Fiera delle calzature a Mosca: il dibattito sulle sanzioni

di Gian Luca Nicolini*

Mentre la guerra prosegue senza la minima prospettiva che possa essere fermata, e mentre l'Ue continua a pensare a nuove sanzioni, si sono aperte in Italia forti discussioni sull'opportunità di partecipare alla fiera della calzatura "Obuv Mir" che si sta tenendo in questi giorni. Le aziende interessate hanno per lo più fatturati importanti in Russia e paesi limitrofi e senza le vendite in quei Paesi, avrebbero notevoli difficoltà a proseguire la loro attività, con conseguenti, possibili licenziamenti e chiusure.  Ci sono molte aziende che, a dispetto delle sanzioni o delle pressioni che ricevono dall'Ue e dai Paesi di origine, tornano ad aprire, quali Obi, Ikea, Zara. Un esempio italiano, la Buzzi Unicem, con stabilimenti in Russia ed in Ucraina, continua a essere operativa, malgrado ad aprile in Russia abbia avuto un calo del 20 per cento e in Ucraina siano chiusi dal 24 febbraio.

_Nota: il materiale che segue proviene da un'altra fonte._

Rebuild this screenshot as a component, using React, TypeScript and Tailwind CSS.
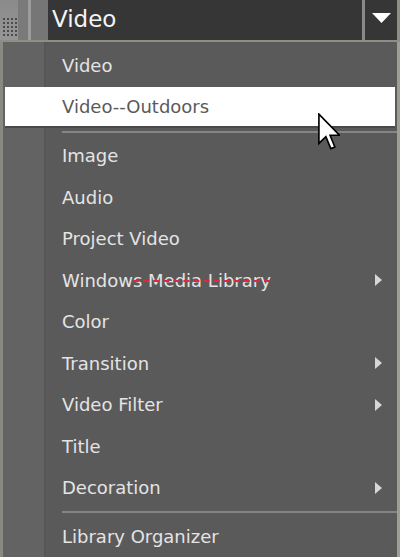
import React from "react";

interface MenuEntry {
	label: string;
	sub?: boolean;
	active?: boolean;
	sepAfter?: boolean;
	strike?: boolean;
}

const entries: MenuEntry[] = [
	{label: "Video"},
	{label: "Video--Outdoors", active: true, sepAfter: true},
	{label: "Image"},
	{label: "Audio"},
	{label: "Project Video"},
	{label: "Windows Media Library", sub: true, strike: true},
	{label: "Color"},
	{label: "Transition", sub: true},
	{label: "Video Filter", sub: true},
	{label: "Title"},
	{label: "Decoration", sub: true, sepAfter: true},
	{label: "Library Organizer"},
];

const font = "font-['DejaVu_Sans',_'Liberation_Sans',_sans-serif]";

const SubArrow = () => (
	<svg width="8" height="12" viewBox="0 0 8 12" className="absolute left-[375px] top-1/2 -translate-y-1/2">
		<polygon points="0,0 7,6 0,12" fill="#d6d6d6" />
	</svg>
);

const Cursor = () => (
	<svg
		width="22"
		height="38"
		viewBox="0 0 12 20.5"
		className="absolute left-[318px] top-[113px]"
	>
		<path
			d="M0.5,0.5 L0.5,16.5 L4.3,12.8 L7,19.3 L9.2,18.4 L6.6,12 L11.7,12 Z"
			fill="#ffffff"
			stroke="#000000"
			strokeWidth="0.9"
			strokeLinejoin="miter"
		/>
	</svg>
);

const Grip = () => (
	<div className="grid grid-cols-4 gap-[2px] mt-[18px] ml-[3px] w-fit">
		{Array.from({length: 20}).map((_, i) => (
			<span key={i} className="w-[2px] h-[2px] bg-[#4c4c4c]" />
		))}
	</div>
);

const App: React.FC = () => {
	return (
		<div className={`relative w-[400px] h-[557px] overflow-hidden bg-[#5a5a5a] ${font}`}>
			{/* top combo bar */}
			<div className="flex h-[42px] border-b-[2px] border-[#8e8e86]">
				<div className="flex w-[48px] shrink-0">
					<div className="w-[18px] bg-[linear-gradient(to_bottom,#8a8a8a,#969696)]">
						<Grip />
					</div>
					<div className="w-[10px] bg-[#7a7a7a]" />
					<div className="w-[3px] bg-[#9c9c9c]" />
					<div className="w-[17px] bg-[#767676]" />
				</div>
				<div className="flex-1 bg-[#363636] flex items-center pl-[4px]">
					<span className="text-[23px] leading-none text-[#f4f4f4] -mt-[2px]">Video</span>
				</div>
				<div className="w-[3px] bg-[#8a8a8a]" />
				<div className="w-[32px] bg-[#363636] flex items-center justify-center">
					<svg width="19" height="10" viewBox="0 0 19 10" className="-mt-[4px]">
						<polygon points="0,0 19,0 9.5,10" fill="#ffffff" />
					</svg>
				</div>
				<div className="w-[3px] bg-[#8e8e86]" />
			</div>

			{/* menu */}
			<div className="h-[515px] pt-[3px] border-r-[3px] border-[#9e9d96] bg-[linear-gradient(to_right,#8a8a82_0_3px,#636363_3px_44px,#565656_44px_46px,#5a5a5a_46px)]">
				{entries.map((e) => (
					<React.Fragment key={e.label}>
						{e.active ? (
							<div className="ml-[5px] mr-[2px] h-[41.5px] bg-white flex items-center pl-[57px] border-b-[2px] border-[#4a4a4a]">
								<span className="text-[18px] text-[#5a5a5a]">{e.label}</span>
							</div>
						) : (
							<div className="relative h-[41.5px] flex items-center pl-[62px]">
								<span className="text-[18px] text-[#e4e4e4]">{e.label}</span>
								{e.strike && (
									<span className="absolute left-[133px] top-[20px] w-[137px] border-t-[2px] border-dashed border-[#e0283c]" />
								)}
								{e.sub && <SubArrow />}
							</div>
						)}
						{e.sepAfter && (
							<div className="h-[7px] flex items-center pl-[62px]">
								<div className="h-[2px] w-full bg-[#858585]" />
							</div>
						)}
					</React.Fragment>
				))}
			</div>

			<Cursor />
		</div>
	);
};

export default App;
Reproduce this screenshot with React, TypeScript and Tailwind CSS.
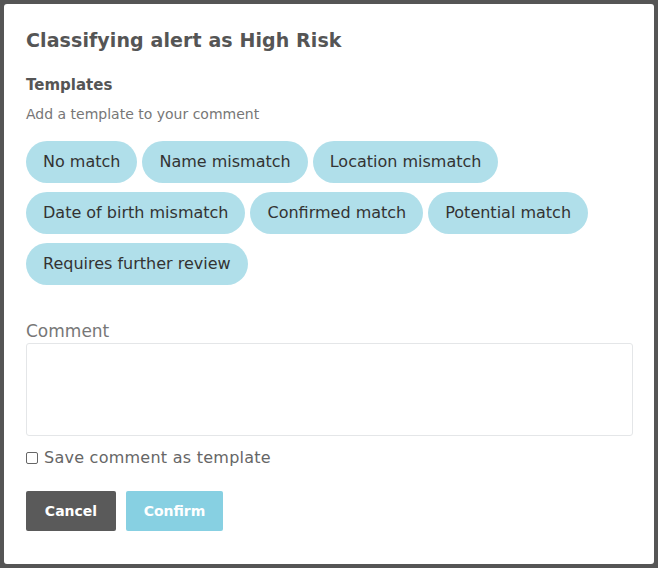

Guardare avanti, oltre le sanzioni, è fondamentale soprattutto per imprese presenti da vent'anni in quei Paesi. Il problema maggiore in questo momento sono i pagamenti via banca, siano essi tra aziende che tra lavoratori e le loro famiglie che vivono in Italia. Mentre Unicredit che ha proprie filiali in Russia, lavora in tempi certi e concreti, altre banche che ricevono pagamenti o bonifici dalla Russia spesso ritardano l'accredito per controlli che dovrebbero durare un paio d'ore e invece si protraggono per giorni o si rimanda al mittente il pagamento o versamento senza dialogare con nessuna delle parti. Oltre ai pagamenti, anche le spedizioni di ordini in Russia sono soggette a controlli notevoli ben più elevati rispetto ad altri Paesi. Spesso si trovano dei cavilli burocratici o degli pseudo codici doganali per essere segnalati o bloccati o messi in una black list che l'Ue senza dir nulla sta realizzando. Questo riguarda non solo le spedizioni per la Russia, ma anche per spedizioni ad altri Paesi quali Armenia, Kazakistan e persino Turchia, per la possibilità di triangolazioni altamente proibite da parte dell'UE. E non stiamo parlando di prodotti sotto embargo, ma normali come potrebbero essere l'abbigliamento o la pasta. Persino spedire un telefono cellulare può richiedere molti documenti e accertamenti a livello doganale.

 

In compenso, dall'altra parte dell'oceano aziende Usa possono avere delle deregolamentazioni ad hoc dagli uffici preposti per esportare le merci in Russia, anche attraverso società partner in Europa: e questo fa ancora più male a coloro che "combattono" da noi contro tutte le regole che vengono imposte.
In un lungo editoriale del New York Times dello scorso 22 aprile, viene spiegato perché le sanzioni non hanno funzionato e non funzioneranno soprattutto come strumento di pressione su regimi autoritari e non sono in grado di cambiarne il comportamento: l'adeguatezza della politica di pressione sanzionatoria nei confronti della Russia è messa insomma in discussione. Si pone quindi, il problema di come uscire dalla guerra delle sanzioni in futuro, ma servono intelligenze preparate, discussioni appropriate. Le prese di posizione dei politici attuali, inclusi alcuni media, al contrario, sono ben distanti dalla realtà del vivere quotidiano e ancora di più, da una visione futura del ruolo dell'Europa nel contesto mondiale.